Women under-represented in heart drug trials
LONDON (Reuters) – Women are under-represented in clinical
trials of heart drugs, leaving doctors in the dark as to how
treatments may work differently in their bodies, scientists
said on Tuesday.
Hormones, body weight and other biochemical factors all
mean men and women often respond differently to
pharmaceuticals. Yet research on heart disease is skewed
heavily toward men.
This is mainly because cardiovascular conditions are
erroneously perceived as “male” diseases, according to Dr
Verena Stangl of the Charite Hospital, Humboldt-University
Berlin, Germany.
“Because too few women participate in heart disease trials
we are not sure whether they really benefit from some
therapeutic strategies that have shown clinical benefit in
trials conducted predominantly in men,” she said.
“So, we prescribe drugs to women adapted from
evidence-based data obtained from studies conducted mainly in
men and we do not really know whether we help or harm the
female patients.”
Stangl and colleagues reached their conclusions, which were
published in the European Heart Journal, after a lengthy review
of articles on female-specific aspects of drug therapy.
Her call for increasing the numbers of women in heart
trials was backed by a editorial in the journal, which is
published by the European Society of Cardiology.
Dr Silvia Priori, associate professor of cardiology at the
University of Pavia, Italy, said research showed that of 300
new drugs filed for approval in the United States between 1995
and 2000, only 163 included an analysis by gender.

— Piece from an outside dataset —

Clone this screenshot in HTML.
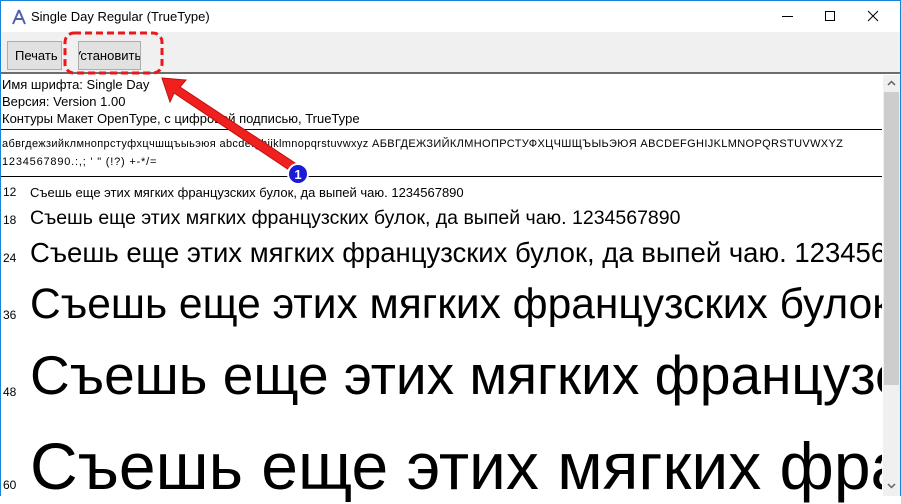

Yet 11 of the drugs showed a difference in the way a
woman’s body dealt with the drugs compared with a man’s.
Already known gender differences include the fact that
women are twice as likely as men to develop a persistent cough
if given ACE inhibitors for high blood pressure.
And researchers say that aspirin, while proven to help
reduce the risk of heart attacks in men, is of a questionable
benefit as a primary preventive in women.